Schools must act carefully on students’ off-campus speech, Supreme Court rules

By Katy Harriger, Wake Forest University and The Conversation


"x x x.

For decades, U.S. courts have ruled that public school students “do not shed their constitutional rights to freedom of speech and expression at the schoolhouse gate,” as the Supreme Court said in 1968.

In that case, Tinker v. Des Moines Independent School District, the justices held that high school students who were suspended for protesting the Vietnam War by wearing black armbands to school were protected by the First Amendment’s guarantee of free speech.
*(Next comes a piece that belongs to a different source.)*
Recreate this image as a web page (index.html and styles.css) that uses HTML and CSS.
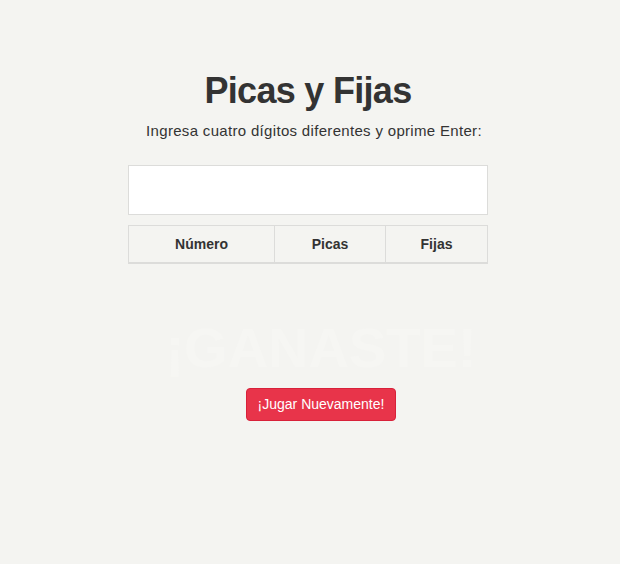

The standard the court set then, which has been narrowed and focused over the years, was that schools could only punish students for speech that “materially and substantially” disrupted the educational mission of the school. In several subsequent cases, about a student campaign speech full of sexual innuendo, a school newspaper article on teen pregnancy and a student-created sign saying “Bong Hits for Jesus”, the Supreme Court evaluated speech or expression that took place on campus or at a school-sponsored event. And in every case, the justices deferred to school authorities on their judgment of what disrupted their educational mission.

A case the court took up this year provided an opportunity for a wider view, specifically about what protections students might have for speech they engage in off-campus and away from school events, including online.

School districts and officials were anxious for guidance about the extent to which they can police social media speech by their students, especially with heightened concern about cyberbullying and threats of school shootings.

Free speech advocates were worried about the extent to which schools can extend their reach and control over students outside of school grounds and hours, especially given the amount of time teens spend on social media.

The June 23, 2021, decision in that case, Mahanoy v. B.L., is both a win and a loss for both sides. The 8-1 ruling, with Justice Clarence Thomas dissenting, did not give either side the clear rules they may have wanted.

It says schools are not forbidden from disciplining students in cases of severe harassment and cyberbullying that happen outside school. But it does warn schools that their attempts to regulate off-campus speech will be treated with less deference than they would get when addressing events on campus.
A quick synopsis

The case centered on Brandi Levy, who was a high school sophomore in 2017 when she failed to make the varsity cheerleading team at Mahanoy Area High School. She did make the junior varsity team, but expressed her disappointment at not making the top squad through a crude Snapchat post involving raised middle fingers and multiple uses of the F-word.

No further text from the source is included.